Critical Idealism distinguishes between theoretical and practical reason. Theoretical reason is concerned with the transcendental conditions of possibility for understanding phenomena. Practical reason is concerned with humanity’s unusual causal power to initiate sequences of events that nature cannot accomplish on its own.
Theoretical reason involves everything from our ability to experience the “space” and “time” in which events occur to include, in addition, an entire system of categories and laws (not just isolated ideas) that is by no means exhausted by, but exemplary in, mathematics. Not only does no other species, as far as we know, concern itself with the identification of these “pure,” necessary, transcendental elements for understanding phenomena, but also no other species, as far as we can determine, can look at the sun and insist that it is standing still and that we are rotating on the surface of the earth at a speed of some 1,000 miles/hour. Theoretical reason investigates these necessary elements of our transcendental capacity inaccessible to the senses that make it possible for us to understand.
Kant’s first critique, the Critique of Pure Reason, is devoted initially to describing how theoretical reason functions. However, the first critique investigates far more than mere theoretical reason as it seeks to call attention to “pure” ideas of reason that are necessary for us to be able to engage in theoretical reason itself and are “pure” because they can never appear in the senses. These pure ideas of reason are God, cosmology/freedom, and the soul,[4] which indicate humanity’s capacity to rise above theoretical to an activity of reason by no means exhausted by theoretical reason: practical reason.

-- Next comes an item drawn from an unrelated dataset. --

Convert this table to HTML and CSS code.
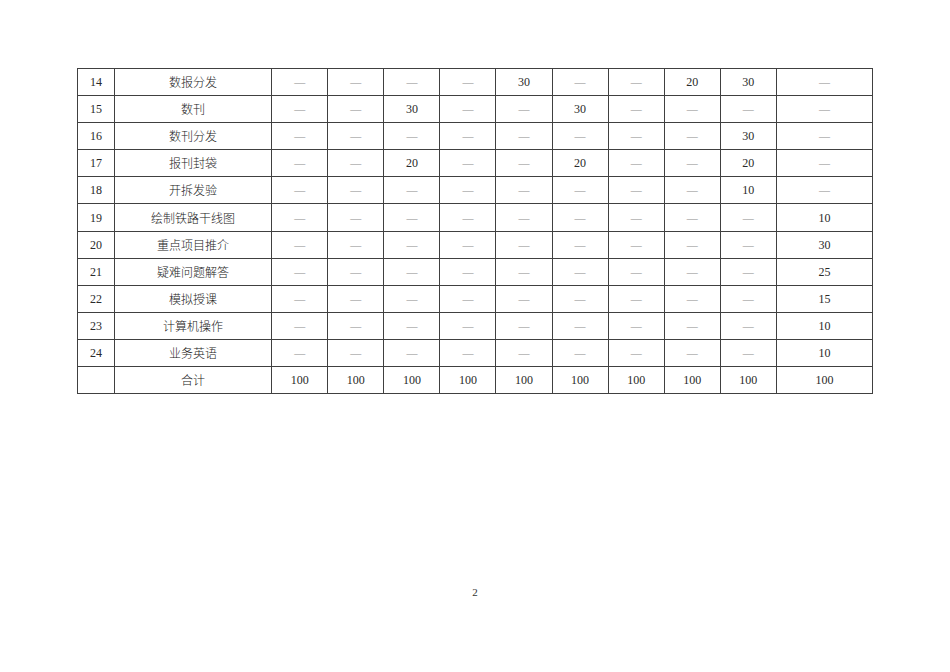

Beyond Theoretical to Practical Reason
In other words, there is more to Critical Idealism than the theoretical reason that is concerned with understanding physical phenomena. Humanity does not merely understand its world; it can consciously change it. This capacity involves more than mere “theoretical” reason and is appropriately called “practical” reason because it involves the application of understanding in praxis. Practical reason is the focus of Kant’s so-called second critique, the Critique of Practical Reason.
There is a set of transcendental and “pure,” necessary capacities that make this conscious and intentional transformation of the world possible. In addition to, but never separate from, a grasp of “pure” space and time and to employ schemata of concepts to understand phenomena by “theoretical” reason, these necessary capacities include “creative” or “autonomous” freedom, that is, the ability to consciously initiate a sequence of events that nature on its own could never accomplish. As with all “pure” and necessary, transcendental elements, we are incapable of proving or disproving that we possess this “autonomous” freedom, but we couldn’t experience ourselves as capable of doing what we do without assuming that we possess “autonomous” freedom.[5] It is because of these transcendental capacities that we are capable of holding ourselves morally accountable for what we do with these capacities even if, in fact, we don’t hold ourselves accountable. It is clear that we don’t hold other species or expect other species to hold themselves morally responsible for what they do. One can even go so far to say that this set of capacities is what makes it possible for us to be more than animals – without denying or calling for the ignoring of our animality. In short, we are a moral species not because we act morally but because we can act morally, that is, we can do the right thing because it is right and not act exclusively on the basis of self- or corporate interests.
Critical Idealism reminds us, because it cannot force anyone, to be moral. The practical reason of Critical Idealism can only issue a challenge: Why be less than human? The answer we give depends upon our ability to distinguish between “critique” and “critical thinking.”
Critique Shatters the Ambition that
Reason can be Emotionless
Contrary to Rob Jenkins’ portrayal of “Critical Thinking” as requiring the bracketing of emotions, both theoretical and practical reason are impossible without the motivating power of feelings as Birgit Recki meticulously points out in the Ästhetik der Sitten. Because “theoretical” reason always involves adding things to phenomena in order to understand, calculate, and predict empirical phenomena and because “practical” reason involves the intentional initiation of sequences of events that nature cannot accomplish on its own, there is nothing about reason that is merely passive. Both theoretical and practical reason are activities of an individual. No one can think for another person, and no one can act and assume responsibility for the actions of another person. How is it possible that reason is profoundly an event initiated by an individual and not simply a passive “state of mind” over against a world?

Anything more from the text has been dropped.